Cloud Functions (Basics)

Google Cloud Functions is a Serverless Function-as-a-Service (FaaS) platform. It allows developers to run small snippets of code (functions) in the cloud without managing servers, runtimes, or operating systems. It is event-driven, meaning the code only executes when triggered by a specific event, such as an HTTP request or a change in a Cloud Storage bucket.

The Analogy: The Motion-Sensor Security Light

Think of Cloud Functions like a motion-sensor security light on your driveway.

  • The Event: Someone walks by (Motion).
  • The Trigger: The sensor detects the movement.
  • The Function: The light turns on for 30 seconds.
  • Cost Efficiency: You don’t pay for the light to be on all night; you only pay for the electricity used while it’s active. When no one is there, the system consumes zero power and costs you nothing.
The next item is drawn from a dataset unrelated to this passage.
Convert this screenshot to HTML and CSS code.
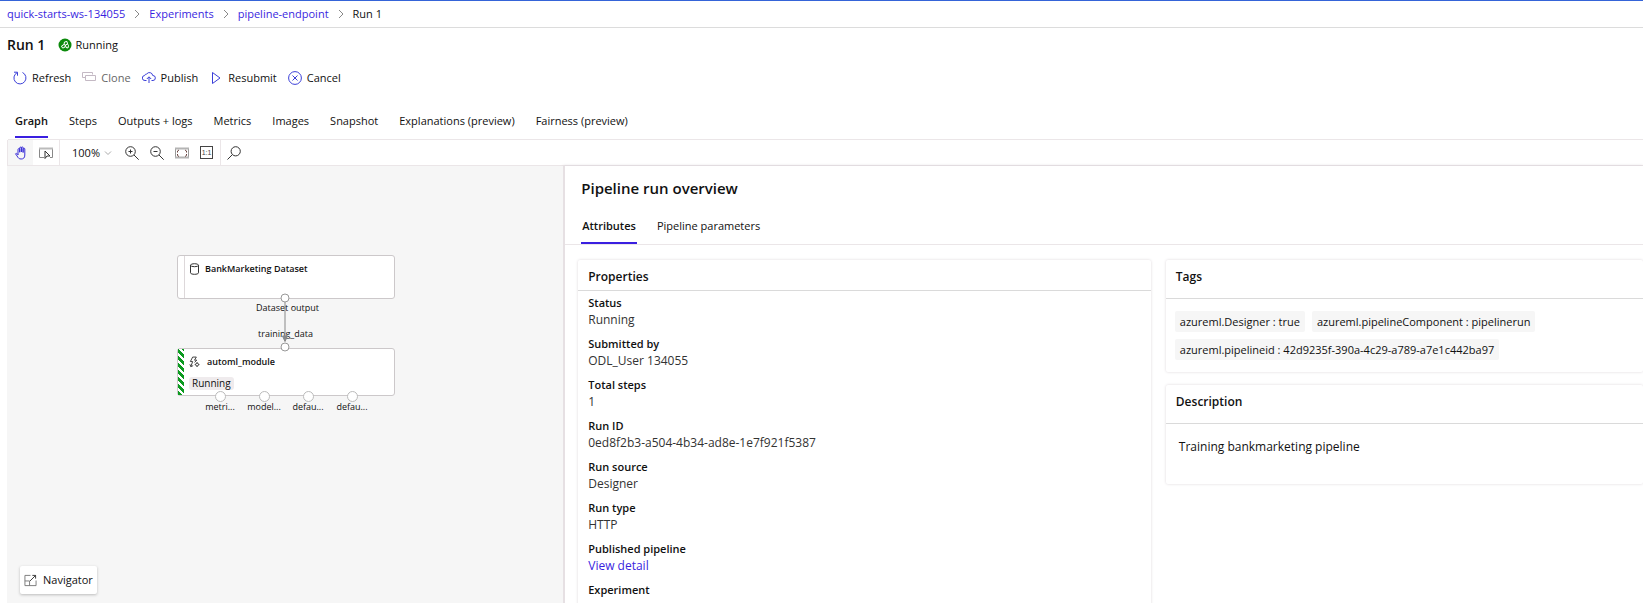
FILE: index.html
```html
<!DOCTYPE html>
<html lang="en">
<head>
<meta charset="utf-8">
<title>Run 1</title>
<link rel="stylesheet" href="styles.css">
</head>
<body>
<nav class="breadcrumb" aria-label="Breadcrumb">
  <a href="#">quick-starts-ws-134055</a>
  <svg class="chevron" viewBox="0 0 6 10"><path d="M1 1l4 4-4 4"/></svg>
  <a href="#">Experiments</a>
  <svg class="chevron" viewBox="0 0 6 10"><path d="M1 1l4 4-4 4"/></svg>
  <a href="#">pipeline-endpoint</a>
  <svg class="chevron" viewBox="0 0 6 10"><path d="M1 1l4 4-4 4"/></svg>
  <span>Run 1</span>
</nav>
<header class="run-header">
  <h1>Run 1</h1>
  <svg class="status-icon" viewBox="0 0 14 14"><circle cx="7" cy="7" r="6.500" fill="#0b8a0b"/><g fill="none" stroke="#fff" stroke-width="1"><path d="M6 6.500L6.500 4 9 3.500 9.500 6l-2 1zM6 6.500L3.500 8l1 2 2-.5L7.500 7M7.500 7L8 9.500l2 .5.500-2.500-1-1.500"/></g></svg>
  <span>Running</span>
</header>
<div class="commands">
  <button type="button"><svg viewBox="0 0 14 14"><path d="M9.500 1.500a6 6 0 1 1-5.500.2M1 1.200h3.500v3.500"/></svg>Refresh</button>
  <button type="button" class="muted" disabled><svg viewBox="0 0 14 14"><path d="M3.500 6.500H.5v-5h10v2M3.500 4.500h10v5h-10z"/></svg>Clone</button>
  <button type="button"><svg viewBox="0 0 14 14"><path d="M4.500 9.500H3a2.500 2.500 0 0 1-.3-5 2 2 0 0 1 2-1.500 3.300 3.300 0 0 1 6 1.500 2.500 2.500 0 0 1 .3 5H9.500M7 12V6M4.800 8L7 5.800 9.200 8"/></svg>Publish</button>
  <button type="button"><svg viewBox="0 0 14 14"><path d="M3.500 1.500l7.500 5.500-7.500 5.500z"/></svg>Resubmit</button>
  <button type="button"><svg viewBox="0 0 14 14"><circle cx="7" cy="7" r="6.400"/><path d="M4.500 4.500l5 5M9.500 4.500l-5 5"/></svg>Cancel</button>
</div>
<div class="tabs main-tabs" role="tablist">
  <button type="button" role="tab" aria-selected="true">Graph</button>
  <button type="button" role="tab">Steps</button>
  <button type="button" role="tab">Outputs + logs</button>
  <button type="button" role="tab">Metrics</button>
  <button type="button" role="tab">Images</button>
  <button type="button" role="tab">Snapshot</button>
  <button type="button" role="tab">Explanations (preview)</button>
  <button type="button" role="tab">Fairness (preview)</button>
</div>
<div class="toolbar">
  <div class="tool-group modes">
    <button type="button" class="active" aria-label="Pan"><svg viewBox="0 0 14 14"><path d="M4 9V3.500a.8.800 0 0 1 1.700 0V6.500M5.700 6V2a.8.800 0 0 1 1.700 0v4M7.400 6V1.800a.8.800 0 0 1 1.700 0V6.500M9.100 6.500V3a.8.800 0 0 1 1.700 0v6c0 3-1.500 4-3.700 4-2 0-3-1-4-3L1.500 7.800c.5-.8 1.600-.6 2.500 1"/></svg></button>
    <button type="button" aria-label="Select"><svg viewBox="0 0 14 14"><path d="M5 11.500H.5v-9h13v9H11" stroke="#888"/><path d="M0 2.500h14" stroke="#bbb" stroke-width="2"/><path d="M6 5v7.500l2-2.500h3z"/></svg></button>
  </div>
  <div class="tool-group zooms">
    <button type="button" class="zoom-level">100%<svg viewBox="0 0 8 8"><path d="M1 2.500l3 3 3-3" stroke="#aaa"/></svg></button>
    <button type="button" aria-label="Zoom in"><svg viewBox="0 0 14 14"><circle cx="5.500" cy="5.500" r="4.800"/><path d="M9 9l4.700 4.700M3.500 5.500h4M5.500 3.500v4"/></svg></button>
    <button type="button" aria-label="Zoom out"><svg viewBox="0 0 14 14"><circle cx="5.500" cy="5.500" r="4.800"/><path d="M9 9l4.700 4.700M3.500 5.500h4"/></svg></button>
    <button type="button" aria-label="Fit to screen"><svg viewBox="0 0 14 14"><path d="M.5 2v10M13.500 2v10" stroke="#999"/><path d="M0 2.500h14M0 11.500h14" stroke="#b4b4b4" stroke-width="2"/><path d="M2.500 6.500V5l1.500-1M10 4l1.500 1v1.500M11.500 8v1.500L10 10.500M4 10.500L2.500 9.500V8" stroke="#6a4440"/></svg></button>
    <button type="button" class="actual" aria-label="Actual size"><span>1:1</span></button>
  </div>
  <div class="tool-group">
    <button type="button" aria-label="Search"><svg viewBox="0 0 14 14"><circle cx="8.700" cy="5.300" r="4.600"/><path d="M5.300 8.700L.5 13.500"/></svg></button>
  </div>
</div>
<main class="workspace">
  <section class="canvas" aria-label="Graph">
    <div class="node dataset">
      <div class="node-title"><svg viewBox="0 0 10 12"><ellipse cx="5" cy="2.200" rx="4" ry="1.500"/><path d="M1 2.200v7.600c0 2 8 2 8 0V2.200"/></svg>BankMarketing Dataset</div>
    </div>
    <div class="node module">
      <div class="node-title"><svg viewBox="0 0 12 12"><path d="M4 .6h4L6 4h2.500L6 6.500M4 .6L1.500 5.500H4L2 11M1 8.500L2 11l2.500-1"/><circle cx="8.800" cy="8.800" r="1.600"/><path d="M8.800 6.200v1M8.800 10.400v1M6.200 8.800h1M10.400 8.800h1"/></svg>automl_module</div>
      <span class="badge">Running</span>
    </div>
    <span class="port-label out">Dataset output</span>
    <span class="port-label in">training_data</span>
    <svg class="edge" viewBox="0 0 14 60"><path d="M7 9v36" stroke="#888"/><path d="M4.500 44h5L7 49.500z" fill="#888" stroke="#888"/><circle cx="7" cy="6" r="4"/><circle cx="7" cy="55" r="4"/></svg>
    <div class="outputs">
      <span>metri...</span><span>model...</span><span>defau...</span><span>defau...</span>
    </div>
    <button type="button" class="navigator"><svg viewBox="0 0 14 14"><path d="M7 1.500H1v11h12V7" stroke="#777"/><path d="M1 7.500h5v5" stroke="#777"/><path d="M6.500 7.500L12.500 1.500M9 1.500h3.500V5"/></svg>Navigator</button>
  </section>
  <section class="panel">
    <h2>Pipeline run overview</h2>
    <div class="tabs panel-tabs" role="tablist">
      <button type="button" role="tab" aria-selected="true">Attributes</button>
      <button type="button" role="tab">Pipeline parameters</button>
    </div>
    <div class="cards">
      <article class="card properties">
        <h3>Properties</h3>
        <dl>
          <div><dt>Status</dt><dd>Running</dd></div>
          <div><dt>Submitted by</dt><dd>ODL_User 134055</dd></div>
          <div><dt>Total steps</dt><dd>1</dd></div>
          <div><dt>Run ID</dt><dd>0ed8f2b3-a504-4b34-ad8e-1e7f921f5387</dd></div>
          <div><dt>Run source</dt><dd>Designer</dd></div>
          <div><dt>Run type</dt><dd>HTTP</dd></div>
          <div><dt>Published pipeline</dt><dd><a href="#">View detail</a></dd></div>
          <div><dt>Experiment</dt></div>
        </dl>
      </article>
      <div class="side">
        <article class="card">
          <h3>Tags</h3>
          <div class="chips"><span>azureml.Designer : true</span><span>azureml.pipelineComponent : pipelinerun</span><span>azureml.pipelineid : 42d9235f-390a-4c29-a789-a7e1c442ba97</span></div>
        </article>
        <article class="card">
          <h3>Description</h3>
          <p>Training bankmarketing pipeline</p>
        </article>
      </div>
    </div>
  </section>
</main>
</body>
</html>
```
FILE: styles.css
```css
* { box-sizing: border-box; }
body {
  margin: 0;
  height: 100vh;
  display: flex;
  flex-direction: column;
  overflow: hidden;
  border-top: 1px solid #3564d8;
  background: #fff;
  color: #111;
  font: 11px/16px "Open Sans", "Noto Sans", sans-serif;
}
h1, h2, h3, p, dl, dd { margin: 0; }
a { color: #3a1fe0; text-decoration: none; }
button {
  padding: 0;
  border: 0;
  background: none;
  color: inherit;
  font: inherit;
  white-space: nowrap;
}
svg { flex: none; fill: none; stroke: #333; }

.breadcrumb {
  display: flex;
  align-items: center;
  gap: 9px;
  height: 27px;
  padding-left: 7px;
  border-bottom: 1px solid #dcdcdc;
}
.chevron { width: 6px; height: 10px; stroke: #888; }

.run-header {
  display: flex;
  align-items: center;
  height: 34px;
  padding-left: 7px;
}
.run-header h1 { font-size: 14px; font-weight: 600; margin-right: 13px; }
.status-icon { width: 14px; height: 14px; margin-right: 3px; stroke: none; }

.commands {
  display: flex;
  align-items: center;
  gap: 11px;
  height: 32px;
  padding-left: 13px;
}
.commands button { display: flex; align-items: center; gap: 5px; }
.commands svg { width: 14px; height: 14px; stroke: #3b3fd8; }
.commands .muted { color: #666; }
.commands .muted svg { stroke: #c4b9c4; }

.tabs { display: flex; border-bottom: 1px solid #ebe6e8; }
.tabs button { border-bottom: 2px solid transparent; }
.tabs [aria-selected="true"] { border-bottom-color: #3a1fe0; font-weight: 600; }
.main-tabs {
  gap: 21px;
  height: 46px;
  padding: 11px 0 1px 7px;
  margin-left: 8px;
}

.toolbar {
  display: flex;
  height: 26px;
  margin-left: 7px;
  border-left: 1px solid #ebe6e8;
  border-bottom: 1px solid #ebe6e8;
}
.tool-group { display: flex; align-items: center; }
.tool-group + .tool-group { border-left: 1px solid #ebe6e8; }
.tool-group button {
  display: flex;
  align-items: center;
  justify-content: center;
  width: 25px;
  height: 25px;
}
.tool-group svg { width: 14px; height: 14px; }
.tool-group .active { background: #f6f6f6; }
.tool-group .active svg { stroke: #3b2fd8; }
.modes, .zooms { padding-right: 1px; }
.zooms { padding-left: 7px; }
.tool-group .zoom-level { width: 50px; gap: 4px; margin-right: 2px; }
.tool-group .zoom-level svg { width: 8px; height: 8px; }
.actual span {
  width: 13px;
  height: 13px;
  border: 1px solid #444;
  color: #444;
  font: 7px/11px "Liberation Sans", sans-serif;
}

.workspace { flex: 1; min-height: 0; display: flex; margin-left: 7px; }
.canvas { position: relative; flex: 0 0 34%; background: #f6f6f6; overflow: hidden; }
.node {
  position: absolute;
  left: 170px;
  width: 218px;
  padding-left: 11px;
  border: 1px solid #ccc8ca;
  border-radius: 3px;
  background: #fff;
}
.node::before {
  content: "";
  position: absolute;
  inset: 0 auto 0 0;
  width: 6px;
  border-right: 1px solid #ddd8da;
}
.dataset { top: 89px; height: 44px; }
.module { top: 182px; height: 48px; }
.module::before {
  border: 0;
  background: repeating-linear-gradient(45deg, #0c9a20 0 3px, #fff 3px 5px);
}
.node-title {
  display: flex;
  align-items: center;
  gap: 5px;
  height: 26px;
  font-size: 9px;
  font-weight: 600;
}
.module .node-title { gap: 7px; }
.node-title svg { width: 11px; height: 12px; }
.badge {
  display: block;
  width: max-content;
  margin-top: 2px;
  padding: 0 3px;
  border-radius: 3px;
  background: #efebed;
  font-size: 10px;
  line-height: 13px;
}
.port-label { position: absolute; font-size: 9px; line-height: 12px; }
.out { left: 249px; top: 136px; }
.in { left: 251px; top: 162px; }
.edge { position: absolute; left: 271px; top: 126px; width: 14px; height: 60px; }
.edge circle { fill: #fff; stroke: #999; }
.outputs {
  position: absolute;
  left: 191px;
  top: 225px;
  display: grid;
  grid-template-columns: repeat(4, 44px);
  font-size: 9px;
  line-height: 9px;
  text-align: center;
}
.outputs span::before {
  content: "";
  display: block;
  width: 9px;
  height: 9px;
  margin: 0 auto;
  border: 1px solid #bbb;
  border-radius: 50%;
  background: #fff;
}
.navigator {
  position: absolute;
  left: 13px;
  bottom: 9px;
  display: flex;
  align-items: center;
  gap: 6px;
  height: 28px;
  padding: 0 4px;
  border-radius: 2px;
  background: #fff;
  box-shadow: 0 1px 3px #bbb;
}
.navigator svg { width: 13px; height: 13px; }

.panel {
  flex: 1;
  min-width: 0;
  padding-top: 10px;
  border-left: 2px solid #e6e0e3;
  background: #fff;
  box-shadow: 0 0 3px #d5ced2;
  overflow: hidden;
}
.panel h2 { padding-left: 16px; font-size: 15px; font-weight: 600; line-height: 24px; }
.panel-tabs { gap: 19px; height: 45px; padding: 10px 0 0 16px; }
.panel-tabs button { padding: 0 1px; }
.cards {
  display: grid;
  grid-template-columns: 6fr 5fr;
  gap: 15px;
  padding: 15px 0 0 13px;
}
.card { background: #fff; border-radius: 2px; box-shadow: 0 0 3px #dcd6da; }
.card h3 {
  padding: 8px 10px 13px;
  border-bottom: 1px solid #dadada;
  font-size: 12px;
  font-weight: 600;
  line-height: 17px;
}
.properties h3 { padding-bottom: 5px; }
dl { display: grid; gap: 7px; padding: 4px 10px 12px; }
dt { font-weight: 600; line-height: 16px; }
dd { color: #333; font-size: 12px; line-height: 18px; }
.side { display: flex; flex-direction: column; gap: 13px; min-width: 0; }
.chips { display: flex; flex-wrap: wrap; gap: 7px; padding: 12px 9px 12px; }
.chips span { padding: 3px 5px 2px; border-radius: 2px; background: #f6f6f6; }
.card p { padding: 14px 13px 28px; font-size: 12px; line-height: 18px; }
```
Detail Elaboration: 1st Gen vs. 2nd Gen

Google Cloud now offers two versions of Cloud Functions. While 1st Gen is the classic version, 2nd Gen is built on top of Cloud Run and Eventarc, providing more power and flexibility.

Feature Cloud Functions (1st Gen) Cloud Functions (2nd Gen)
Max Request Time 9 minutes 60 minutes (HTTP)
Concurrency 1 request per instance Up to 1000 requests per instance
Max Memory 8 GB 32 GB
Underlying Tech Legacy Infrastructure Cloud Run & Eventarc

Core Concepts & GCP Best Practices

1. Reliability & Idempotency

In a distributed system, an event might be delivered more than once. Best practice dictates that functions should be idempotent—meaning if the same event triggers the function twice, the end result remains the same (e.g., updating a database record rather than incrementing it blindly).

2. Scalability

Cloud Functions scale automatically. If 1,000 users hit your HTTP trigger simultaneously, GCP spins up enough instances to handle the load and scales back down to zero when the traffic stops.

3. Security (Least Privilege)

Always associate your Cloud Function with a Custom Service Account. By default, functions use the App Engine default service account, which often has broad “Editor” permissions. For the ACE exam, remember: Assign only the roles necessary for the function to do its job.

Decision Matrix: When to use Cloud Functions?

IF the requirement is to process a file immediately after it is uploaded to Cloud Storage… THEN use Cloud Functions.

IF you need to host a complex website with multiple routes and a large container image… THEN use Cloud Run.

IF you need to run a background task every 24 hours… THEN use Cloud Scheduler to trigger a Cloud Function.

IF you need high-performance, long-running stateful computations… THEN use Compute Engine.

Exam Tips: Golden Nuggets

  • Statelessness: Cloud Functions are stateless. Never store data in the local file system and expect it to be there for the next execution. Use Cloud Storage or Firestore.
  • Cold Starts: The first request after a period of inactivity may be slow because GCP is “spinning up” the environment. Use “min-instances” to mitigate this.
  • Timeout Distractor: If an exam question mentions a task taking 2 hours, Cloud Functions is the wrong choice (Max is 60 mins for 2nd Gen, 9 mins for 1st Gen).
  • Triggers: Know the common triggers: Cloud Storage, Pub/Sub, HTTP, Firestore, and Firebase Auth.

Cloud Functions Architecture

EVENT SOURCE (Storage, Pub/Sub) CLOUD FUNCTION DESTINATION (DB, API, Log)

Key GCP Services

Eventarc: The backbone for 2nd Gen events.
Cloud Build: Used behind the scenes to deploy your code.

Common Pitfalls

Over-provisioning: Setting memory too high increases cost unnecessarily.
Global Variables: Can persist between warm calls; use with caution!

Quick Patterns

Webhook Receiver: External APIs sending data to GCP.
ETL Lite: Transforming data as it lands in Cloud Storage.